Read the lines below. Copy out any that hold the string "this".

■ Records with interface code
+-------+

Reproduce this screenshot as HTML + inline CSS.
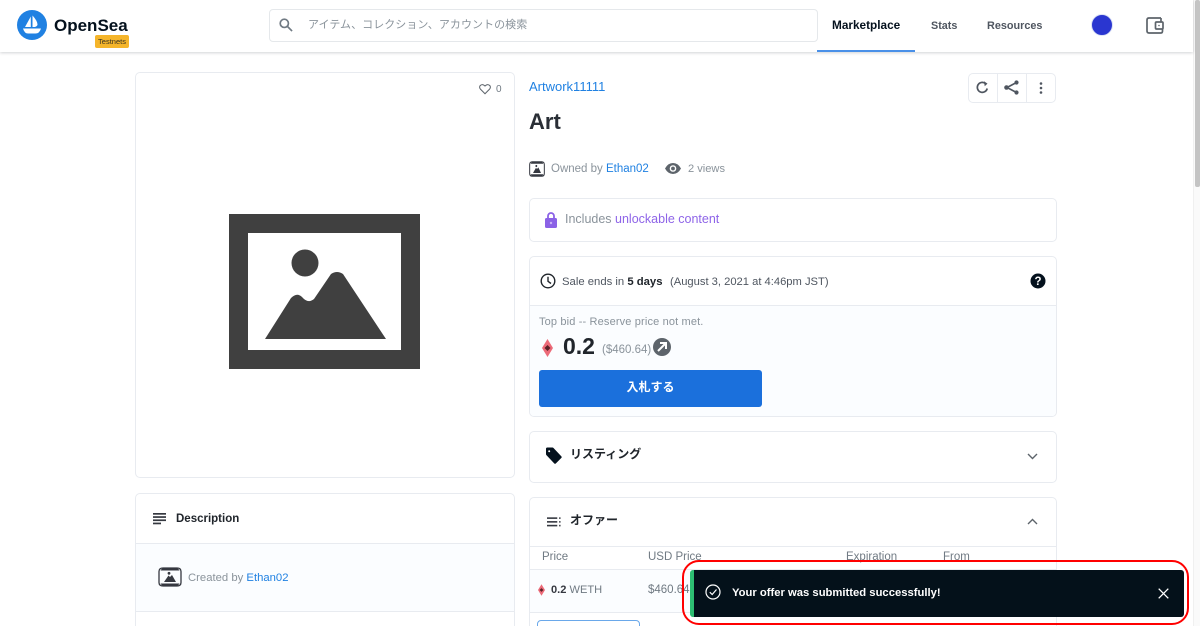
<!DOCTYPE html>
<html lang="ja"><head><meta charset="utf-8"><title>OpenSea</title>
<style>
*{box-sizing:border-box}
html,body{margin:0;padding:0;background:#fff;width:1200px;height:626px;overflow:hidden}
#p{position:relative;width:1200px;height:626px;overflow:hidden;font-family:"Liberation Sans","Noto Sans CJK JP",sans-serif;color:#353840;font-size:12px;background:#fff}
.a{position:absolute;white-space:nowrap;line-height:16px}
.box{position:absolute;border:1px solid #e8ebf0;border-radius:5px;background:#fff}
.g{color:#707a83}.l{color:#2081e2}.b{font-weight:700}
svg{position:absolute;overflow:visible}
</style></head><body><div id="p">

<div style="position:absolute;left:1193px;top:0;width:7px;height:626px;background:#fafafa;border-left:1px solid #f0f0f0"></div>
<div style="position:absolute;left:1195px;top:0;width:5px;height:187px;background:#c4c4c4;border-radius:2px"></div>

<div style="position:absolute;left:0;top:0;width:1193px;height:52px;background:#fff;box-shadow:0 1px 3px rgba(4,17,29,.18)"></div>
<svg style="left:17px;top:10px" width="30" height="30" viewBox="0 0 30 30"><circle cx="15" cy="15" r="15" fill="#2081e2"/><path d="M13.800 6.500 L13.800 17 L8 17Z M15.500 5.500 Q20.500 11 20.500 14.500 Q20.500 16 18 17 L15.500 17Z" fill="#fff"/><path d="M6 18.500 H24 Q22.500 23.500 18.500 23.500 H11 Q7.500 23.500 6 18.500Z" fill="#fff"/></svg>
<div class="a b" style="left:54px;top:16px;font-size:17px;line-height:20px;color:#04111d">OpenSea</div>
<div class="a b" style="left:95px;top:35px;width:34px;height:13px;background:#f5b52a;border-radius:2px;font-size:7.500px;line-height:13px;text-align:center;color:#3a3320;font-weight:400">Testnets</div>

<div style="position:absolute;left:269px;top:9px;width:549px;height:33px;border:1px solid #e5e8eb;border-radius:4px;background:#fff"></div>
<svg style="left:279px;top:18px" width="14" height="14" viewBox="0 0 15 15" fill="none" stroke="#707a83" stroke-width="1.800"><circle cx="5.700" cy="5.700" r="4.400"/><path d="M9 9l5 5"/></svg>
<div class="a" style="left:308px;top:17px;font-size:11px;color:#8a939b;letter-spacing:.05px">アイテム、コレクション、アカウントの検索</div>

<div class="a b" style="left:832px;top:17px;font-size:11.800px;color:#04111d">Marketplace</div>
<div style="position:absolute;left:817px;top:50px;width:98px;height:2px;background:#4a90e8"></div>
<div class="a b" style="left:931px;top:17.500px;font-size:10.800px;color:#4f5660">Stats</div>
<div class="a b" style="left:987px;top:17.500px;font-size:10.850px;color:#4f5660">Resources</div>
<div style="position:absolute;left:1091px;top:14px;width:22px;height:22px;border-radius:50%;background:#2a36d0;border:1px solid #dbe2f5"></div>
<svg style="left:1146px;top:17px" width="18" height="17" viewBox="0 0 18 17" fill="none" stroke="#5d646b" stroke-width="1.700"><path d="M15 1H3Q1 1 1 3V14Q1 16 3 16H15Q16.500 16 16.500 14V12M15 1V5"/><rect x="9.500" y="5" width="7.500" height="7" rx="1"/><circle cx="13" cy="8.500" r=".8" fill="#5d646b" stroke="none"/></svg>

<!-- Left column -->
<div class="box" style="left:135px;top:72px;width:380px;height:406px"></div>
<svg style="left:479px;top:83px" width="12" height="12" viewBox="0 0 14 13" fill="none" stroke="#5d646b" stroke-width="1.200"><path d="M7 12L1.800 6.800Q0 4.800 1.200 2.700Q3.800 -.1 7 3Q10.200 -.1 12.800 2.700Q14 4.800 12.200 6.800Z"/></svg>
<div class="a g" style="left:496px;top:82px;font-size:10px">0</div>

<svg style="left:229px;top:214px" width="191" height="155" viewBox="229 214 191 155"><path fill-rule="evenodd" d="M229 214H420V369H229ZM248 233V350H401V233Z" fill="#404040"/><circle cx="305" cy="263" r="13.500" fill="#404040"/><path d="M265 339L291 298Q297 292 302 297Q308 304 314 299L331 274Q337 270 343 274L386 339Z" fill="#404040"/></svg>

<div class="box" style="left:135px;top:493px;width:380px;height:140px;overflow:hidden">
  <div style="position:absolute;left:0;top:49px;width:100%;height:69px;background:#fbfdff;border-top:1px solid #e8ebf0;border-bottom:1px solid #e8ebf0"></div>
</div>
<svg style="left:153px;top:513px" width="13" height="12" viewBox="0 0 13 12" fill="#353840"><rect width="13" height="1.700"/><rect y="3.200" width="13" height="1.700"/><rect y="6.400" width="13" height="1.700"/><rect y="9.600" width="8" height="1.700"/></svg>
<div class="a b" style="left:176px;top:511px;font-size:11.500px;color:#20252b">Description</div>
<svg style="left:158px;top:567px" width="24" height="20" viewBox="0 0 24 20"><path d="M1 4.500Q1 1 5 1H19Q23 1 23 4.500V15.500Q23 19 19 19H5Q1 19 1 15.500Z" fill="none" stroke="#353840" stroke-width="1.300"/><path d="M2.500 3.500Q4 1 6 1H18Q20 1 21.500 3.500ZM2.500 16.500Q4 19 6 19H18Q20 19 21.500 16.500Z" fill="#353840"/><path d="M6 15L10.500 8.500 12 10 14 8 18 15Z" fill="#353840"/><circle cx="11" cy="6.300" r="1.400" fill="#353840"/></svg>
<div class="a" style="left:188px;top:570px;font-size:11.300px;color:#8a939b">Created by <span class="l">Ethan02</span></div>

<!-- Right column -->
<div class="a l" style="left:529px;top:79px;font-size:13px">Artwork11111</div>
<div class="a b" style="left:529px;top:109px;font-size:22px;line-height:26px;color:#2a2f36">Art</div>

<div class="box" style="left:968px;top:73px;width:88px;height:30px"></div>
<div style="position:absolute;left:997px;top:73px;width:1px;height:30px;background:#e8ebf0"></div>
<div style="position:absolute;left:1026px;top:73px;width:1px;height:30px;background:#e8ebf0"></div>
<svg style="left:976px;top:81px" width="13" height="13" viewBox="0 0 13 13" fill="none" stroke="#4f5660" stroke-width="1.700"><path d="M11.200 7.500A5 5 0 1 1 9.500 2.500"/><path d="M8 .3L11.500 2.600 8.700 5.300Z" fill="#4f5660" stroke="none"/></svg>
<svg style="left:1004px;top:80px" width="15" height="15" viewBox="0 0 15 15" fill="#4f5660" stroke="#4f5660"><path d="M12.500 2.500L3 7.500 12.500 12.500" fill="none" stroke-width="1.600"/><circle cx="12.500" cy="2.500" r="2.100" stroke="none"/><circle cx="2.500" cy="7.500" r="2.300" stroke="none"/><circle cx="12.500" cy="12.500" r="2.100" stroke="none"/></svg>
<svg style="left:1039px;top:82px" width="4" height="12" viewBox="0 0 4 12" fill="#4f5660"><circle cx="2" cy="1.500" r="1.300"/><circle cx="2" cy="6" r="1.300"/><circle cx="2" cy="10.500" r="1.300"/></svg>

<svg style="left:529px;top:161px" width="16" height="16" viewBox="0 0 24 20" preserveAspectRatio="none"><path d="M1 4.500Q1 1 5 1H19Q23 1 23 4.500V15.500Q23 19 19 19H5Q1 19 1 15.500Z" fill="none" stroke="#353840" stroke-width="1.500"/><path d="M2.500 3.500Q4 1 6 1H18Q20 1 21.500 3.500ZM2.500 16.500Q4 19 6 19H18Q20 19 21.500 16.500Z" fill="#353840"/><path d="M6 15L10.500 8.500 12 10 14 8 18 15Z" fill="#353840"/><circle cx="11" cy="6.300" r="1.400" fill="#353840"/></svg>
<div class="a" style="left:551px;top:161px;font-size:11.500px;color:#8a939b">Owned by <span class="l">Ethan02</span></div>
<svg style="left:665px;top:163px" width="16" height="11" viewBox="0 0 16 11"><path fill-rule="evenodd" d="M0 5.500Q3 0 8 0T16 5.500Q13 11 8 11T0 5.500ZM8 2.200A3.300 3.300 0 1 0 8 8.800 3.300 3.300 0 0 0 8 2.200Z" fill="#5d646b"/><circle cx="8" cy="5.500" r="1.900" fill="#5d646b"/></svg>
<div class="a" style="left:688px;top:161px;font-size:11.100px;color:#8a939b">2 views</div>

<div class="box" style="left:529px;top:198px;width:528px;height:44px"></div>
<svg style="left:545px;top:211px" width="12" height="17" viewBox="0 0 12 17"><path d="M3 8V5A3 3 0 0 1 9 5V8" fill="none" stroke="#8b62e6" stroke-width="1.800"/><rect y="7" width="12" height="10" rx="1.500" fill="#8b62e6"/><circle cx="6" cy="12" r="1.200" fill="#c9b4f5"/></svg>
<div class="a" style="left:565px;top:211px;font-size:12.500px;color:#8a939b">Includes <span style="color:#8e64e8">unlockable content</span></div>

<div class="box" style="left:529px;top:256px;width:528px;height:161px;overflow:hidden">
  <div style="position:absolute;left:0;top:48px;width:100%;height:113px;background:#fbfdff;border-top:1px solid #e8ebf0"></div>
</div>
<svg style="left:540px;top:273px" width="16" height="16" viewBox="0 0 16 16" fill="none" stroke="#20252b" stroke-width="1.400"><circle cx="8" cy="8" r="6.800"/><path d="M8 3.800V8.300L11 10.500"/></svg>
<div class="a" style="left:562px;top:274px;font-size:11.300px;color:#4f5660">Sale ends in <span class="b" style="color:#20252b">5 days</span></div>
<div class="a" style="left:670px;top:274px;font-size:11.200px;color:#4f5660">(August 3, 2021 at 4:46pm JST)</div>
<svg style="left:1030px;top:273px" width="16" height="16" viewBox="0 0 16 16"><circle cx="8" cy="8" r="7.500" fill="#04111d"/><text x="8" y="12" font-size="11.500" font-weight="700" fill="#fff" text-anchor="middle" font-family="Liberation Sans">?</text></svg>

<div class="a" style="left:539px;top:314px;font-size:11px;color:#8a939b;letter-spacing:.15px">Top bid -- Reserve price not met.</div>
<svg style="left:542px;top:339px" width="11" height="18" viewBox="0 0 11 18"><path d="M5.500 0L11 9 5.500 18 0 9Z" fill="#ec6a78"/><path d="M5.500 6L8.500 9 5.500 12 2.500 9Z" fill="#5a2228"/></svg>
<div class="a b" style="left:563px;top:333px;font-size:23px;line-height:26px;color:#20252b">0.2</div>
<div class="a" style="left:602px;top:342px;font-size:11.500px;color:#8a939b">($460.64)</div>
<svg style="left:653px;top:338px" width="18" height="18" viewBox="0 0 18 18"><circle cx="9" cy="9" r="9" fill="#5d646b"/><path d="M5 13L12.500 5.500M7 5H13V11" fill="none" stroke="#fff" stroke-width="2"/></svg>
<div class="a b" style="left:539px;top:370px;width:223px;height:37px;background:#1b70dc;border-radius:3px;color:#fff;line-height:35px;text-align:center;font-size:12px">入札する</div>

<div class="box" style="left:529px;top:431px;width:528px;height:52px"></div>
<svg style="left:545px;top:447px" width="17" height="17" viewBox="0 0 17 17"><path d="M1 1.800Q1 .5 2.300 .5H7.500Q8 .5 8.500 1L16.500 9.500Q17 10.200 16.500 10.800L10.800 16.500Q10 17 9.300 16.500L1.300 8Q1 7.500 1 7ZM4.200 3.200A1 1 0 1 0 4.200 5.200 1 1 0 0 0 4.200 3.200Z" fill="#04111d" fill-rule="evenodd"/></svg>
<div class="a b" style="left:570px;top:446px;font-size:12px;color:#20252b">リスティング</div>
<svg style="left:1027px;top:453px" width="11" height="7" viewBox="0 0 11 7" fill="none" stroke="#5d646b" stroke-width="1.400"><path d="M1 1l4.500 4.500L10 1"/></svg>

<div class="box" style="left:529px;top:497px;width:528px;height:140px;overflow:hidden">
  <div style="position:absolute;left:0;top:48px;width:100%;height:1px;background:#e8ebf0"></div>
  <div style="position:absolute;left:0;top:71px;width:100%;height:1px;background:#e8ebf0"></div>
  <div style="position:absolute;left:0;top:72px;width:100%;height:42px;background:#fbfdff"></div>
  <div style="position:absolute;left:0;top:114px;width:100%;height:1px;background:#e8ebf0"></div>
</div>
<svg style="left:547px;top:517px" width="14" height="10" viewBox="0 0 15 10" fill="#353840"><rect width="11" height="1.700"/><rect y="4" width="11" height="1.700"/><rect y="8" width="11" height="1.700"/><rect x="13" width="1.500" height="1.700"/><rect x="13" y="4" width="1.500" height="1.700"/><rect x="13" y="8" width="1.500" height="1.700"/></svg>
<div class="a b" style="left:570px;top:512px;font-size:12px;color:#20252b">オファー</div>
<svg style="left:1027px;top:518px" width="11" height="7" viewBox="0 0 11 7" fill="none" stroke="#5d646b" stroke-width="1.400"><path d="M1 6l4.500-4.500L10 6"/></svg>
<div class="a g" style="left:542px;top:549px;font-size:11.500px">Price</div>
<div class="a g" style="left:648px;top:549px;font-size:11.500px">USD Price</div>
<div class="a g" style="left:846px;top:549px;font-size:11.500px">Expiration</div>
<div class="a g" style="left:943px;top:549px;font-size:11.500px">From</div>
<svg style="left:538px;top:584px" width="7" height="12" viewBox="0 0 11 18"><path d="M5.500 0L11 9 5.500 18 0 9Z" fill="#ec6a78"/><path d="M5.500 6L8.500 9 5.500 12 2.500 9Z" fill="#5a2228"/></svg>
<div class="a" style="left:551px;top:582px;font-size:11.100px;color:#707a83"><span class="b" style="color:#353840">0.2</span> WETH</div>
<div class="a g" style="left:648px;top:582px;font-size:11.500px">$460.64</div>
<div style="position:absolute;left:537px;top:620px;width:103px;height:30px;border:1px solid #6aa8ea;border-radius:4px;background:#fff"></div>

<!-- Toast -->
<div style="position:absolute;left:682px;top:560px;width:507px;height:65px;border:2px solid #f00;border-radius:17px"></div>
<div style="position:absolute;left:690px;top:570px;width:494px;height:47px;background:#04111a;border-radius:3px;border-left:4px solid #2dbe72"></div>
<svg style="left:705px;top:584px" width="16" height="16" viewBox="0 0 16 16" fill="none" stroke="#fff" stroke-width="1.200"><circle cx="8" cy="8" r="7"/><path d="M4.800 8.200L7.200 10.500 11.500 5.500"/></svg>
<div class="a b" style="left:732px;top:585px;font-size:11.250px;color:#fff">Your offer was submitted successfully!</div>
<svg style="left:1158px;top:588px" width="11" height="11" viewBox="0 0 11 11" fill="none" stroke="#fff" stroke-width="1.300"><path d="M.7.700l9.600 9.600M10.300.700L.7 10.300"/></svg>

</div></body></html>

+-------+

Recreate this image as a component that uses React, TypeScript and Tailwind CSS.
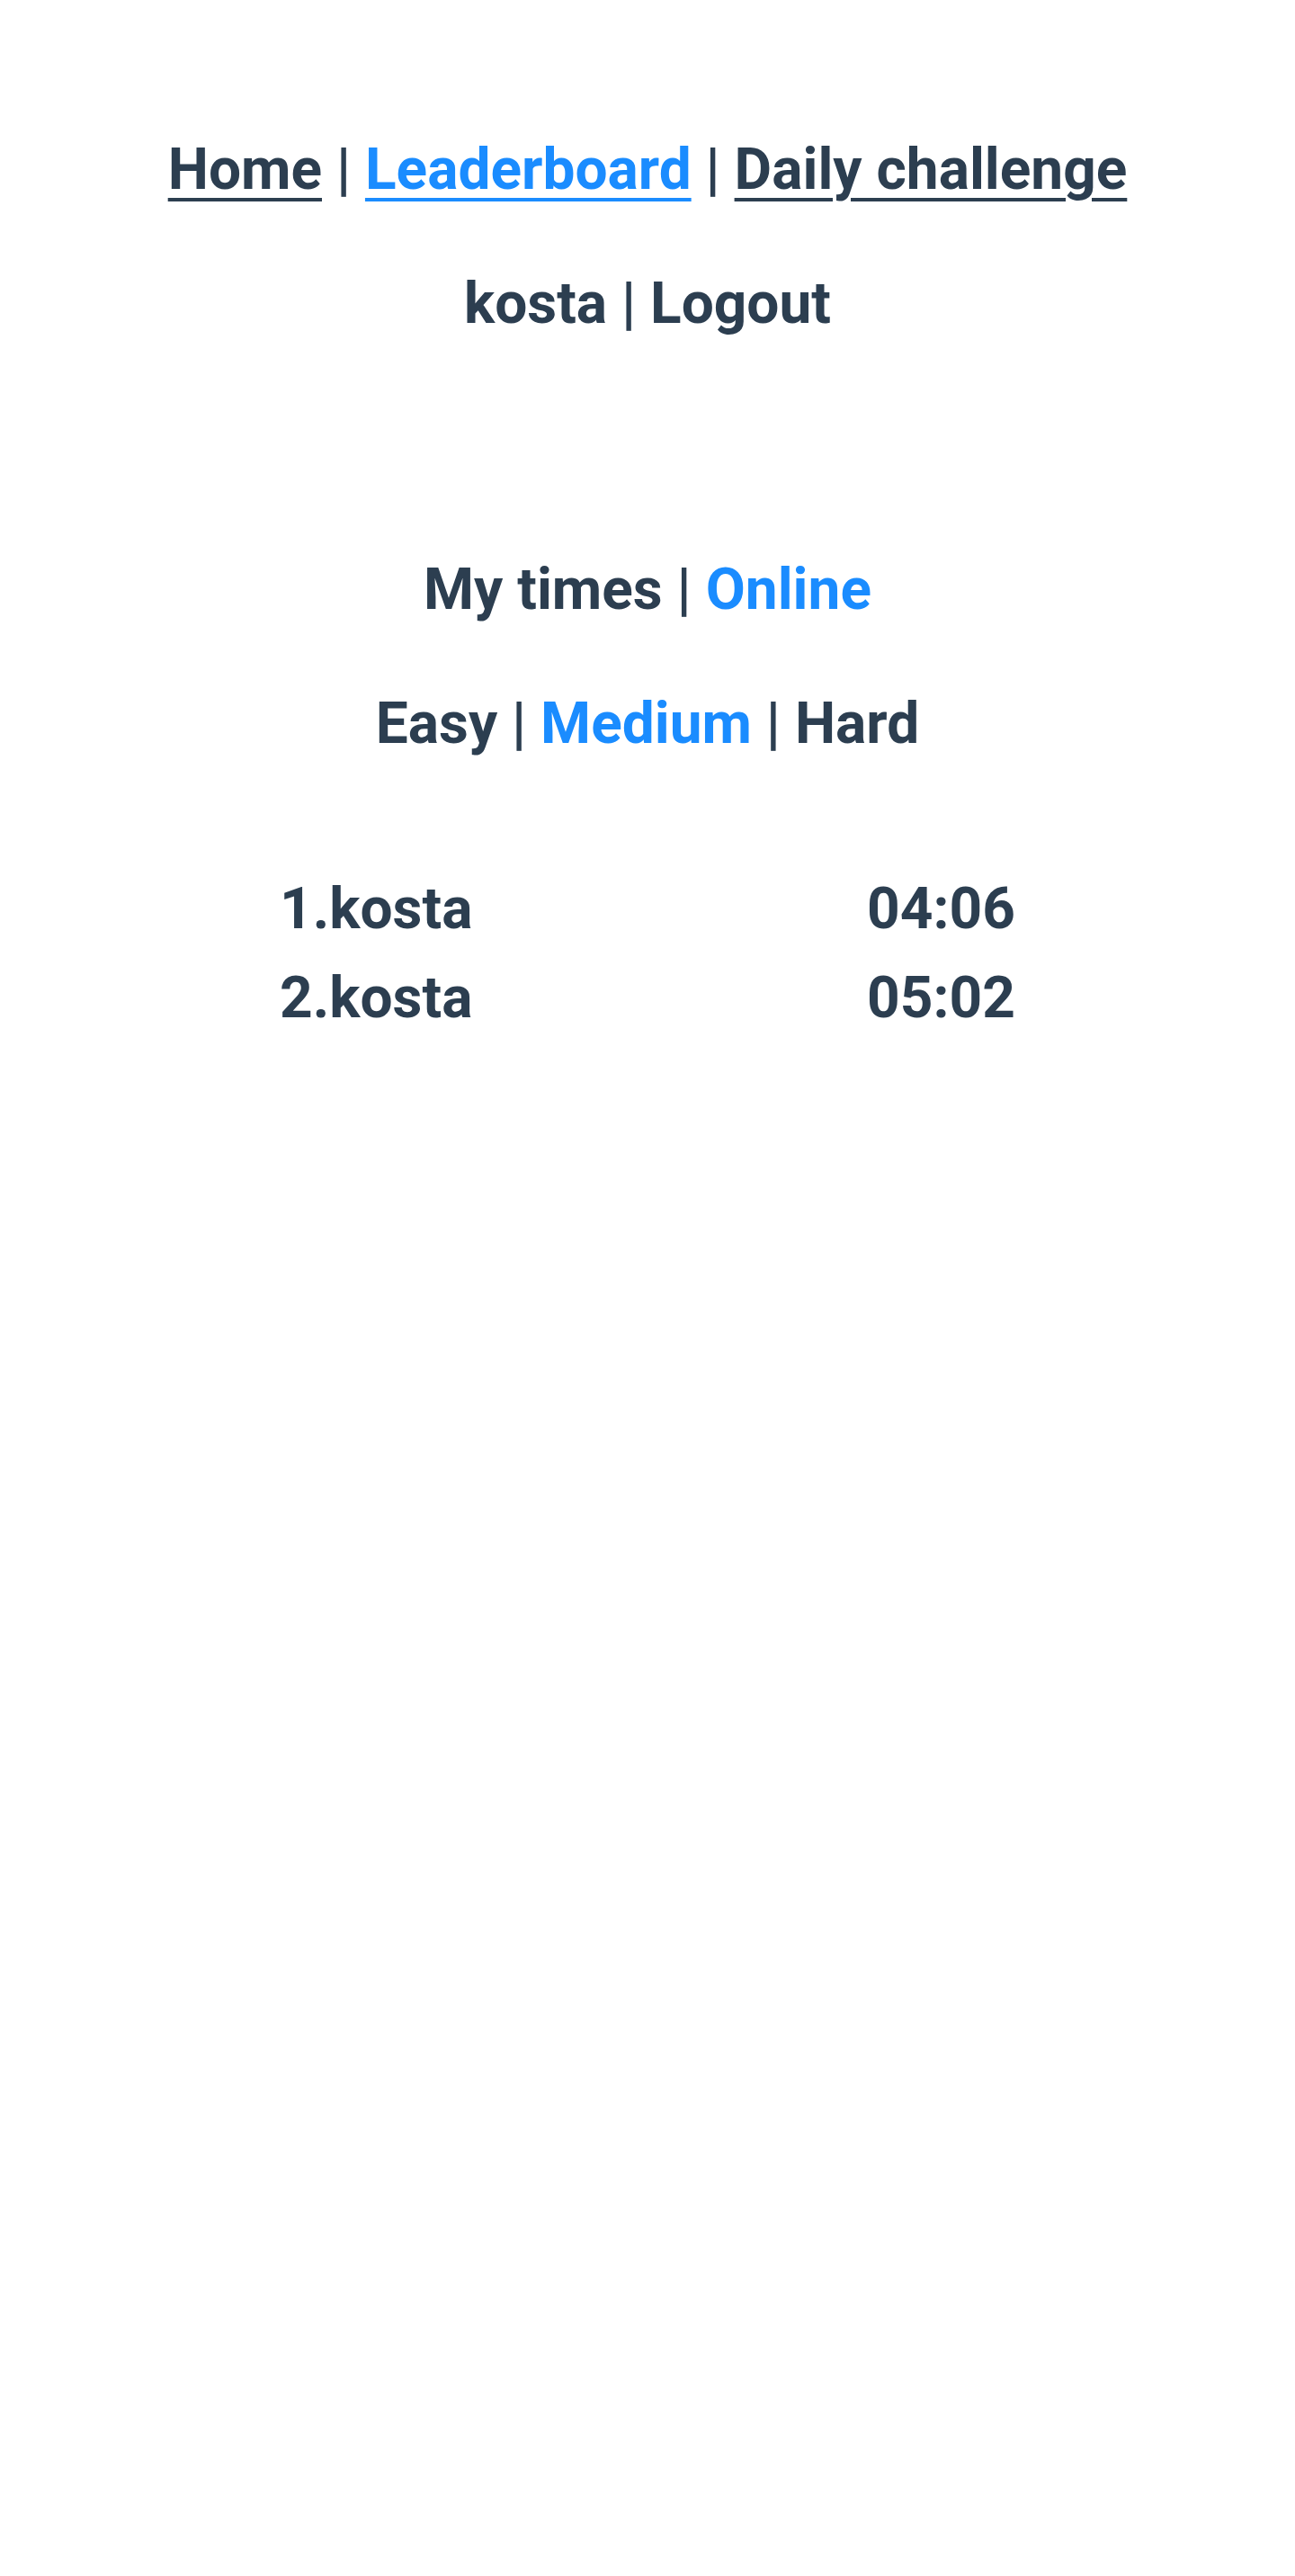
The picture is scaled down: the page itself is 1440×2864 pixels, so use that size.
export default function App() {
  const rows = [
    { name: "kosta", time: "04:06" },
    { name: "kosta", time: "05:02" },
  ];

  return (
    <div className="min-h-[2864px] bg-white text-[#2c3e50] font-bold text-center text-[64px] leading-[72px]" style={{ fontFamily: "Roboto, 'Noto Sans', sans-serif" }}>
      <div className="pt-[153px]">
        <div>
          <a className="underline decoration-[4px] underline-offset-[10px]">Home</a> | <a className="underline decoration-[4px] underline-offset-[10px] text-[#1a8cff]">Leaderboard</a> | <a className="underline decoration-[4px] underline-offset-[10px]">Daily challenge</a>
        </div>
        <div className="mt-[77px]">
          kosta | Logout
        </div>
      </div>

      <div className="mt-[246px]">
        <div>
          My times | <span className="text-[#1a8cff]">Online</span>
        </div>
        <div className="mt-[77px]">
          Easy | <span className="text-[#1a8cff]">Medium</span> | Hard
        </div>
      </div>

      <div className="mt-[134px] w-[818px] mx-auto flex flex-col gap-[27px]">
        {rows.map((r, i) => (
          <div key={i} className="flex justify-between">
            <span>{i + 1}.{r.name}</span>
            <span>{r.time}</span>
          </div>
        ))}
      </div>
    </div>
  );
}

+-------+

■ TASK RESULT
Reproduce this screenshot as HTML + inline CSS.
Recreate this image as a component that uses React, TypeScript and Tailwind CSS.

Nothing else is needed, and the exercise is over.